> [Exercise description]
Check the listing below for lines with the word "index" and say how many there are, with nothing but the number.

> [Data]
>> Start

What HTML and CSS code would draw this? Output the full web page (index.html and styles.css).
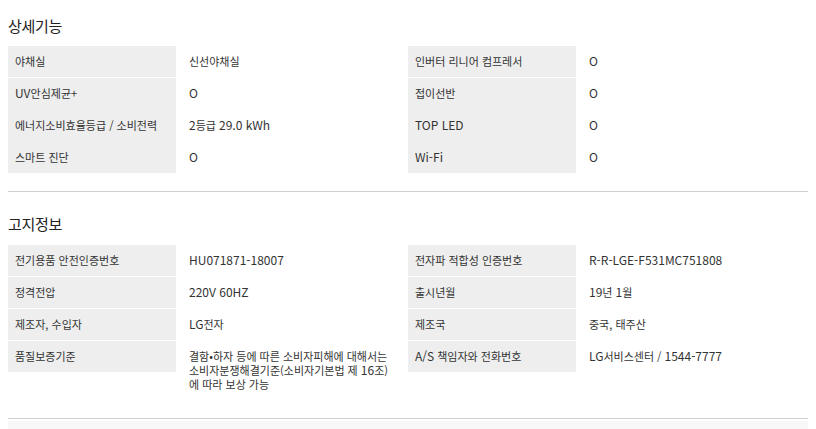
FILE: index.html
```html
<!DOCTYPE html>
<html lang="ko">
<head>
<meta charset="utf-8">
<title>상세기능</title>
<link rel="stylesheet" href="styles.css">
</head>
<body>
<div class="spec">
  <section class="spec-section spec-section--first">
    <h2 class="spec-title">상세기능</h2>
    <div class="spec-grid">
      <div class="th">야채실</div><div class="td">신선야채실</div>
      <div class="th">인버터 리니어 컴프레서</div><div class="td en">O</div>
      <div class="th"><span class="en">UV</span>안심제균+</div><div class="td en">O</div>
      <div class="th">접이선반</div><div class="td en">O</div>
      <div class="th th--joined">에너지소비효율등급 / 소비전력</div><div class="td"><span class="en">2</span>등급 <span class="en">29.0 kWh</span></div>
      <div class="th th--joined en">TOP LED</div><div class="td en">O</div>
      <div class="th th--joined">스마트 진단</div><div class="td en">O</div>
      <div class="th th--joined en">Wi-Fi</div><div class="td en">O</div>
    </div>
  </section>
  <section class="spec-section">
    <h2 class="spec-title">고지정보</h2>
    <div class="spec-grid">
      <div class="th">전기용품 안전인증번호</div><div class="td en">HU071871-18007</div>
      <div class="th">전자파 적합성 인증번호</div><div class="td en">R-R-LGE-F531MC751808</div>
      <div class="th">정격전압</div><div class="td en">220V 60HZ</div>
      <div class="th">출시년월</div><div class="td"><span class="en">19</span>년 <span class="en">1</span>월</div>
      <div class="th">제조자, 수입자</div><div class="td"><span class="en">LG</span>전자</div>
      <div class="th">제조국</div><div class="td">중국, 태주산</div>
      <div class="th">품질보증기준</div><div class="td">결함•하자 등에 따른 소비자피해에 대해서는<br>소비자분쟁해결기준(소비자기본법 제 <span class="en">16</span>조)<br>에 따라 보상 가능</div>
      <div class="th"><span class="en">A/S</span> 책임자와 전화번호</div><div class="td"><span class="en">LG</span>서비스센터 / <span class="en">1544-7777</span></div>
    </div>
  </section>
  <div class="spec-more"><div class="spec-more__bar"></div></div>
</div>
</body>
</html>
```

FILE: styles.css
```css
html, body {
  margin: 0;
  background: #fff;
}

body {
  font-family: "Noto Sans CJK KR", "Noto Sans", sans-serif;
  color: #333;
}

.spec {
  padding: 0 8px;
}

.spec-section {
  padding: 22px 0 18px;
  border-top: 1px solid #cfcfcf;
}

.spec-section--first {
  padding-top: 16px;
  border-top: none;
}

.spec-title {
  margin: 0 0 10px;
  font-size: 15px;
  font-weight: normal;
  line-height: 20px;
  letter-spacing: -0.3px;
  color: #222;
}

.spec-section:not(.spec-section--first) .spec-title {
  margin-bottom: 11px;
}

.spec-grid {
  display: grid;
  grid-template-columns: 168px 232px 168px 232px;
  font-size: 11px;
  line-height: 14px;
}

.en {
  font-size: 12px;
}

.th,
.td {
  box-sizing: border-box;
  border-top: 1px solid #fff;
}

.spec-grid > :nth-child(-n+4) {
  border-top: 0;
}

.th {
  align-self: start;
  height: 32px;
  padding: 8px 7px 9px;
  background: #eee;
}

.spec-grid > .th:nth-child(-n+4) {
  height: 31px;
}

.th--joined {
  border-top-color: #eee;
}

.td {
  padding: 8px 4px 9px 13px;
}

.spec-more {
  border-top: 1px solid #cfcfcf;
  padding-top: 2px;
}

.spec-more__bar {
  height: 20px;
  background: #f8f8f8;
}
```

>> End

> [Exercise output]
2